Pila, Laguna

Pila, Laguna

I wanted to visit another heritage town soon after seeing Taal last January. Most of those I have asked around suggested visiting Vigan Heritage Town. Well, if that place is just a stone throw’s away from our home then I would definitely include it on top of my priority list. Browsing through net, I have discovered Laguna’s very own: Pila Heritage Town.

According to Wikipedia: Pila is a 4th class municipality in the province of Laguna, Philippines. The town of Pila is site for some well-preserved houses dating back to the Spanish period as well as the old Saint Anthony of Padua Parish Church, the first Antonine church in the Philippines.

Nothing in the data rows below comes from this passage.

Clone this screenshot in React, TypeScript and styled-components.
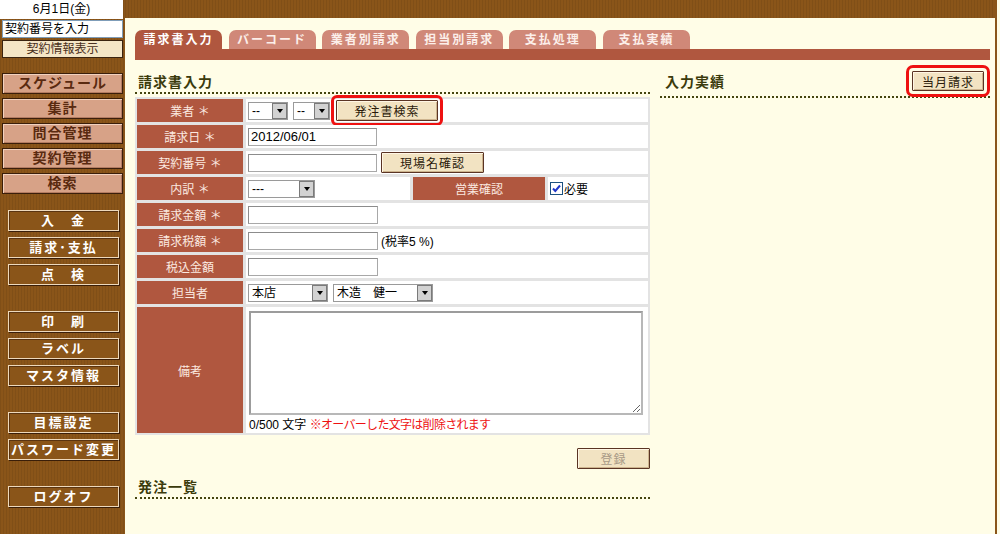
import styled, {createGlobalStyle} from 'styled-components';

const GlobalStyle = createGlobalStyle`
  html, body {
    margin: 0;
    padding: 0;
  }
  body {
    font-family: "Liberation Sans", "Noto Sans CJK JP", sans-serif;
    font-size: 12px;
    background: #fffde7;
    color: #000;
  }
`;

const brown = '#8a5519';
const hatch = `repeating-linear-gradient(90deg, rgba(0,0,0,0.07) 0 1px, transparent 1px 3px)`;

const Page = styled.div`
  display: flex;
  width: 1000px;
  height: 534px;
  overflow: hidden;
  background: #fffde7;
`;

/* ---------- sidebar ---------- */

const Sidebar = styled.aside`
  width: 125px;
  flex-shrink: 0;
  background-color: ${brown};
  background-image: ${hatch};
  display: flex;
  flex-direction: column;
`;

const DateBox = styled.div`
  height: 19px;
  margin-right: 2px;
  background: #fff;
  text-align: center;
  line-height: 19px;
  font-size: 12px;
`;

const SearchInput = styled.div`
  height: 18px;
  margin: 1px 2px 0;
  box-sizing: border-box;
  border: 1px solid #7f9db9;
  background: #fff;
  padding-left: 2px;
  line-height: 16px;
  font-size: 12px;
`;

const InfoButton = styled.div`
  height: 18px;
  margin: 2px 2px 0;
  box-sizing: border-box;
  border: 1px solid #3a2410;
  background: #f4e6c6;
  color: #4a3020;
  text-align: center;
  line-height: 16px;
  font-size: 12px;
`;

const PinkList = styled.nav`
  display: flex;
  flex-direction: column;
  gap: 4px;
  margin: 15px 2px 0;
`;

const PinkButton = styled.div`
  height: 21px;
  box-sizing: border-box;
  border: 1px solid #3a1e0a;
  box-shadow: inset 1px 1px 0 #f2d2bf, inset -1px -1px 0 #b47c62;
  background: #d7a287;
  color: #5a2a10;
  font-weight: bold;
  font-size: 14px;
  letter-spacing: 1px;
  text-align: center;
  line-height: 19px;
`;

const DarkGroups = styled.div`
  display: flex;
  flex-direction: column;
  gap: 26px;
  margin: 16px 6px 0 8px;
`;

const DarkGroup = styled.div`
  display: flex;
  flex-direction: column;
  gap: 6px;
`;

const DarkButton = styled.div`
  height: 21px;
  box-sizing: border-box;
  border: 1px solid #eed9bc;
  box-shadow: 1px 1px 0 #3a1e08, inset 1px 1px 0 #5a3410;
  background: ${brown};
  color: #fff;
  font-weight: bold;
  font-size: 13px;
  letter-spacing: 2px;
  text-align: center;
  line-height: 19px;
  white-space: pre;
`;

/* ---------- main ---------- */

const Main = styled.main`
  flex: 1;
  display: flex;
  flex-direction: column;
  border-right: 2px solid ${brown};
  margin-right: 3px;
`;

const TopBar = styled.div`
  height: 18px;
  background-color: ${brown};
  background-image: ${hatch};
`;

const Content = styled.div`
  flex: 1;
  padding: 12px 5px 0 10px;
`;

const Tabs = styled.div`
  display: flex;
  gap: 6.6px;
  height: 19px;
`;

const Tab = styled.div<{$active?: boolean}>`
  width: 87px;
  border-radius: 7px 7px 0 0;
  background: ${p => (p.$active ? '#b0573f' : '#d08878')};
  color: ${p => (p.$active ? '#fff' : '#fcefea')};
  font-weight: bold;
  font-size: 12px;
  letter-spacing: 2px;
  text-align: center;
  line-height: 20px;
`;

const TabBar = styled.div`
  height: 11px;
  background: #b0573f;
`;

const Columns = styled.div`
  display: grid;
  grid-template-columns: 515px 1fr;
  column-gap: 10px;
  align-items: start;
`;

const Column = styled.section`
  display: flex;
  flex-direction: column;
`;

const Heading = styled.h2<{$top: number}>`
  margin: ${p => p.$top}px 0 0;
  height: 20px;
  padding-left: 3px;
  border-bottom: 2px dotted #45450f;
  color: #3b3b0c;
  font-size: 14px;
  font-weight: bold;
  letter-spacing: 1px;
  line-height: 20px;
`;

const HeadingRow = styled.div`
  margin-top: 6px;
  height: 30px;
  display: flex;
  align-items: center;
  justify-content: space-between;
  padding: 0 6px 0 5px;
  border-bottom: 2px dotted #45450f;
  color: #3b3b0c;
  font-size: 14px;
  font-weight: bold;
  letter-spacing: 1px;
`;

const FormGrid = styled.div`
  margin-top: 3px;
  display: grid;
  grid-template-columns: 106px 164px 132px 1fr;
  grid-template-rows: repeat(8, 23px) 126px;
  gap: 3px;
  padding: 2px;
  background: #e3e3e3;
`;

const Label = styled.div`
  background: #b0573f;
  color: #fbe9e0;
  font-size: 12px;
  display: flex;
  align-items: center;
  justify-content: center;
`;

const Value = styled.div<{$span?: number}>`
  grid-column: span ${p => p.$span ?? 3};
  background: #fff;
  display: flex;
  align-items: center;
  gap: 5px;
  padding-left: 2px;
  font-size: 12px;
  white-space: nowrap;
`;

const NoteCell = styled.div`
  grid-column: span 3;
  background: #fff;
  display: flex;
  flex-direction: column;
  padding: 4px 0 0 3px;
`;

const TextInput = styled.input<{$w: number}>`
  width: ${p => p.$w}px;
  height: 18px;
  box-sizing: border-box;
  border: 1px solid #a8a8a8;
  border-top-color: #8c8c8c;
  border-left-color: #8c8c8c;
  padding: 0 2px;
  font: 13px "Liberation Sans", "Noto Sans CJK JP", sans-serif;
  color: #000;
  background: #fff;
`;

const SelectBox = styled.div<{$w: number}>`
  width: ${p => p.$w}px;
  height: 18px;
  box-sizing: border-box;
  border: 1px solid #9a9a9a;
  background: #fff;
  display: flex;
  align-items: stretch;
  font-size: 12px;
`;

const SelectText = styled.span`
  flex: 1;
  padding-left: 3px;
  line-height: 16px;
  overflow: hidden;
  white-space: pre;
`;

const SelectArrow = styled.span`
  width: 15px;
  box-sizing: border-box;
  border: 1px solid #7a7a7a;
  background: #d2d2d2;
  display: flex;
  align-items: center;
  justify-content: center;
  &::after {
    content: '';
    border-left: 3px solid transparent;
    border-right: 3px solid transparent;
    border-top: 4px solid #000;
  }
`;

const Button = styled.button<{$w: number; $mark?: number; $disabled?: boolean}>`
  width: ${p => p.$w}px;
  height: 21px;
  box-sizing: border-box;
  border: 1px solid #5a3424;
  border-radius: 1px;
  box-shadow: inset 1px 1px 0 #fff6e4, inset -1px -1px 0 #cdb48e;
  background: #f2e3c2;
  color: ${p => (p.$disabled ? '#a89a86' : '#2a1a0a')};
  font: 12px "Liberation Sans", "Noto Sans CJK JP", sans-serif;
  letter-spacing: 1px;
  padding: 0;
  ${p => (p.$mark ? `outline: 3px solid #ee1111; outline-offset: ${p.$mark}px;` : '')}
`;

const Check = styled.span`
  display: inline-flex;
  align-items: center;
  gap: 1px;
  font-size: 12px;
`;

const Memo = styled.textarea`
  width: 394px;
  height: 104px;
  box-sizing: border-box;
  border: 2px solid #b8b8b8;
  border-top-color: #9c9c9c;
  border-left-color: #9c9c9c;
  background: #fff;
  font: 12px "Liberation Sans", "Noto Sans CJK JP", sans-serif;
`;

const Counter = styled.div`
  margin-top: 2px;
  font-size: 12px;
  line-height: 16px;
  white-space: nowrap;
`;

const Warn = styled.span`
  color: #ee1111;
  letter-spacing: -0.7px;
`;

const Actions = styled.div`
  margin-top: 13px;
  display: flex;
  justify-content: flex-end;
`;

function Select({w, value}: {w: number; value: string}) {
  return (
    <SelectBox $w={w}>
      <SelectText>{value}</SelectText>
      <SelectArrow />
    </SelectBox>
  );
}

function Checkbox() {
  return (
    <svg width="13" height="13" viewBox="0 0 13 13">
      <rect x="0.5" y="0.5" width="12" height="12" fill="#fff" stroke="#1c5180" />
      <path d="M3 6.5 L5.3 9 L10 3.5" fill="none" stroke="#2136c8" strokeWidth="2" />
    </svg>
  );
}

const pinkMenu = ['スケジュール', '集計', '問合管理', '契約管理', '検索'];
const darkMenu = [
  ['入　金', '請求･支払', '点　検'],
  ['印　刷', 'ラベル', 'マスタ情報'],
  ['目標設定', 'パスワード変更'],
  ['ログオフ'],
];
const tabs = ['請求書入力', 'バーコード', '業者別請求', '担当別請求', '支払処理', '支払実績'];

export default function App() {
  return (
    <Page>
      <GlobalStyle />
      <Sidebar>
        <DateBox>6月1日(金)</DateBox>
        <SearchInput>契約番号を入力</SearchInput>
        <InfoButton>契約情報表示</InfoButton>
        <PinkList>
          {pinkMenu.map(m => (
            <PinkButton key={m}>{m}</PinkButton>
          ))}
        </PinkList>
        <DarkGroups>
          {darkMenu.map((group, i) => (
            <DarkGroup key={i}>
              {group.map(m => (
                <DarkButton key={m}>{m}</DarkButton>
              ))}
            </DarkGroup>
          ))}
        </DarkGroups>
      </Sidebar>

      <Main>
        <TopBar />
        <Content>
          <Tabs>
            {tabs.map((t, i) => (
              <Tab key={t} $active={i === 0}>{t}</Tab>
            ))}
          </Tabs>
          <TabBar />

          <Columns>
            <Column>
              <Heading $top={12}>請求書入力</Heading>
              <FormGrid>
                <Label>業者 ＊</Label>
                <Value>
                  <Select w={40} value="--" />
                  <Select w={37} value="--" />
                  <Button $w={102} $mark={2} style={{marginLeft: 1}}>発注書検索</Button>
                </Value>

                <Label>請求日 ＊</Label>
                <Value>
                  <TextInput $w={129} defaultValue="2012/06/01" />
                </Value>

                <Label>契約番号 ＊</Label>
                <Value>
                  <TextInput $w={129} />
                  <Button $w={103} style={{marginLeft: -1}}>現場名確認</Button>
                </Value>

                <Label>内訳 ＊</Label>
                <Value $span={1}>
                  <Select w={67} value="---" />
                </Value>
                <Label>営業確認</Label>
                <Value $span={1}>
                  <Check>
                    <Checkbox />
                    必要
                  </Check>
                </Value>

                <Label>請求金額 ＊</Label>
                <Value>
                  <TextInput $w={130} />
                </Value>

                <Label>請求税額 ＊</Label>
                <Value>
                  <TextInput $w={130} />
                  <span style={{marginLeft: -2}}>(税率5 %)</span>
                </Value>

                <Label>税込金額</Label>
                <Value>
                  <TextInput $w={130} />
                </Value>

                <Label>担当者</Label>
                <Value>
                  <Select w={80} value="本店" />
                  <Select w={100} value="木造　健一" />
                </Value>

                <Label>備考</Label>
                <NoteCell>
                  <Memo />
                  <Counter>
                    0/500 文字 <Warn>※オーバーした文字は削除されます</Warn>
                  </Counter>
                </NoteCell>
              </FormGrid>

              <Actions>
                <Button $w={73} $disabled>登録</Button>
              </Actions>

              <Heading $top={8}>発注一覧</Heading>
            </Column>

            <Column>
              <HeadingRow>
                入力実績
                <Button $w={72} $mark={3} style={{height: 20}}>当月請求</Button>
              </HeadingRow>
            </Column>
          </Columns>
        </Content>
      </Main>
    </Page>
  );
}
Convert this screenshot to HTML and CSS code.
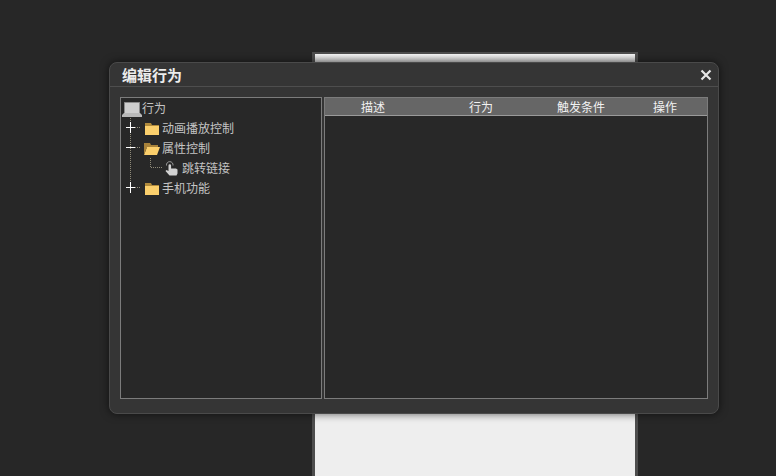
FILE: index.html

```html
<!DOCTYPE html>
<html lang="zh-CN">
<head>
    <meta charset="UTF-8">
    <meta name="viewport" content="width=device-width, initial-scale=1.0">
    <title>编辑行为</title>
    <link rel="stylesheet" href="styles.css">
</head>
<body>
    <div class="stage">
        <div class="canvas"></div>
    </div>

    <div class="dialog">
        <div class="dialog-title">
            <h1>编辑行为</h1>
            <svg class="close" width="12" height="12" viewBox="0 0 12 12">
                <path d="M1.500 1.500L10.500 10.500M10.500 1.500L1.500 10.500" stroke="#e6e6e6" stroke-width="2.200" fill="none"/>
            </svg>
        </div>
        <div class="dialog-body">
            <div class="tree">
                <div class="tree-row">
                    <svg class="root-icon" width="20" height="20" viewBox="0 0 20 20">
                        <path d="M3 4h14l1 1v10H2V5z" fill="#cfcfcf"/>
                        <path d="M3 4h14l1 1v10h-1V5H3v10H2V5z" fill="#8d8d8d"/>
                        <path d="M2 15h16l2 2v2H0v-2z" fill="#b9b9b9"/>
                    </svg>
                    <span>行为</span>
                </div>
                <div class="tree-row">
                    <svg class="branch" width="23" height="20" viewBox="0 0 23 20">
                        <path d="M9.500 0V20M14 9.500H20" stroke="#8f8a78" stroke-dasharray="1 1" fill="none"/>
                        <path d="M5 9.500H14M9.500 4V15" stroke="#fff" fill="none"/>
                    </svg>
                    <svg class="folder" width="16" height="20" viewBox="0 0 16 20">
                        <path d="M1 7h14v10H1z" fill="#fbcf6c"/>
                        <path d="M1 5h6l1 2h7v1H1z" fill="#b08a3c"/>
                    </svg>
                    <span>动画播放控制</span>
                </div>
                <div class="tree-row">
                    <svg class="branch" width="23" height="20" viewBox="0 0 23 20">
                        <path d="M9.500 0V20M14 9.500H20" stroke="#8f8a78" stroke-dasharray="1 1" fill="none"/>
                        <path d="M5 9.500H14" stroke="#fff" fill="none"/>
                    </svg>
                    <svg class="folder" width="16" height="20" viewBox="0 0 16 20">
                        <path d="M0 5h6l1 2h7v3H0z" fill="#a8823a"/>
                        <path d="M0 17L3 9h13l-3 8z" fill="#fbcf6c"/>
                        <path d="M0 9h3L0 17z" fill="#a8823a"/>
                    </svg>
                    <span>属性控制</span>
                </div>
                <div class="tree-row">
                    <svg class="branch-child" width="44" height="20" viewBox="0 0 44 20">
                        <path d="M9.500 0V20" stroke="#8f8a78" stroke-dasharray="1 1" fill="none"/>
                        <path d="M29.500 0V9.500H41" stroke="#8f8a78" stroke-dasharray="1 1" fill="none"/>
                    </svg>
                    <svg class="hand" width="14" height="20" viewBox="0 0 14 20">
                        <path d="M3.500 7.500a1.300 1.300 0 0 1 2.600 0V10.500H11l1.500 1v4l-1 2H4.500L0.500 13l1-1 2 1z" fill="#d2d2d2"/>
                        <path d="M1.500 7.500a3.300 3.300 0 1 1 6.500 0" stroke="#9a9a9a" fill="none"/>
                    </svg>
                    <span>跳转链接</span>
                </div>
                <div class="tree-row">
                    <svg class="branch" width="23" height="20" viewBox="0 0 23 20">
                        <path d="M9.500 0V10M14 9.500H20" stroke="#8f8a78" stroke-dasharray="1 1" fill="none"/>
                        <path d="M5 9.500H14M9.500 4V15" stroke="#fff" fill="none"/>
                    </svg>
                    <svg class="folder" width="16" height="20" viewBox="0 0 16 20">
                        <path d="M1 7h14v10H1z" fill="#fbcf6c"/>
                        <path d="M1 5h6l1 2h7v1H1z" fill="#b08a3c"/>
                    </svg>
                    <span>手机功能</span>
                </div>
            </div>
            <div class="list">
                <div class="list-head">
                    <span class="col-desc">描述</span>
                    <span class="col-action">行为</span>
                    <span class="col-trigger">触发条件</span>
                    <span class="col-op">操作</span>
                </div>
            </div>
        </div>
    </div>
</body>
</html>
```

FILE: styles.css

```css
html, body {
    height: 100%;
}
body {
    margin: 0;
    background: #272727;
    font-family: "Noto Sans CJK SC", "Liberation Sans", sans-serif;
    overflow: hidden;
}
.stage {
    width: 326px;
    height: 424px;
    margin: 52px 0 0 312px;
    box-sizing: border-box;
    border: 3px solid #4d4d4d;
    border-bottom: none;
    border-top-width: 2px;
}
.canvas {
    height: 100%;
    background: linear-gradient(#f4f4f4 0, #bdbdbd 10px, #eeeeee 10px);
}
.dialog {
    position: absolute;
    left: 109px;
    top: 62px;
    width: 610px;
    height: 352px;
    box-sizing: border-box;
    background: #353535;
    border: 1px solid #4a4a4a;
    border-radius: 8px;
    box-shadow: 0 0 8px rgba(0, 0, 0, 0.6);
    color: #cfcfcf;
}
.dialog-title {
    height: 23px;
    border-bottom: 1px solid #4e4e4e;
    display: flex;
    align-items: center;
    justify-content: space-between;
    padding: 0 6px 0 12px;
}
.dialog-title h1 {
    margin: 0;
    font-size: 15px;
    font-weight: bold;
    color: #ececec;
}
.dialog-body {
    display: flex;
    gap: 2px;
    padding: 10px 10px 0 10px;
}
.tree, .list {
    height: 302px;
    box-sizing: border-box;
    background: #282828;
    border: 1px solid #7c7c7c;
}
.tree {
    width: 202px;
    flex: none;
}
.list {
    flex: 1;
}
.tree-row {
    height: 20px;
    display: flex;
    align-items: center;
    font-size: 12px;
    color: #c4c4c4;
}
.tree-row span {
    padding-bottom: 2px;
}
.tree-row svg {
    flex: none;
}
.root-icon {
    margin-left: 1px;
}
.folder {
    margin-right: 2px;
}
.hand {
    margin-right: 3px;
}
.list-head {
    height: 17px;
    background: #666;
    border-bottom: 1px solid #9a9a9a;
    display: flex;
    align-items: center;
    font-size: 12px;
    color: #f2f2f2;
}
.list-head span {
    text-align: center;
}
.col-desc {
    width: 96px;
}
.col-action {
    width: 120px;
}
.col-trigger {
    width: 80px;
}
.col-op {
    width: 86px;
    box-sizing: border-box;
    padding-left: 2px;
}
```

Don Felizardo Rivera, who donated his lands to the church and municipal government, is the recognized founder of Pila. He is the ancestor of prominent families in Pila surnamed Rivera, Relova, Agra and Álava.
The National Historical Institute of the Philippines declared the town plaza and surrounding ancestral houses a National Historical Landmark on May 17, 2000. Two years later, on July 9, 2002, the Diocese of San Pablo proclaimed the parish church of San Antonio de Padua de Pila as the Diocesan Shrine of St. Anthony. According to Philippine historian, Dr. Luciano Santiago, it is the only town in the Philippines that is formally recognized as a historical site by both the church and the state.


We arrived here at about one in the afternoon. The unforgiving sun followed us wherever we went. The town plaza was almost deserted except for the NHI marker I have found smacked right in the middle. I almost did not see it since it was sort of lying down and was even surrounded by a rusting white fence. It would have been better if this was just erected standing up, planted near the church or near the Municipal Hall. But then, placing it at the heart of the town would have had some significance.

Pila Old Houses | La Noble Villa de Pila

 







Jose Agra / Rosario Villarica House

 
Casto Maceda / Concha Monserrat House

I was attracted to see Pila’s Municipal Center ever since I have seen a picture of it taken by Mr. Ivan Henares. However, it has already been repainted to an off-white and beige combination, giving it a subdued aura. A dark contrast to the flaming red skin it donned before.

Pila Municipal Center

Pila Church



Adjacent to Pila’s Church one can not miss Pila Museum. According to Mang Anselmo, the museum’s caretaker, this used to be an old school which was converted to the present museum and several government offices.
Pila Museum



We gladly thanked Mang Anselmo for opening the museum for us even though it was a holiday.


We walked around the small town and took photos of every old house we met. Each has its own unique architecture and intricate design. Walking along these wonderful homes further fueled the imagination I have of long ago events. Their windows mute witnesses of what has been. Pila is a truly remarkable town, worthy to be called La Noble Villa de Pila.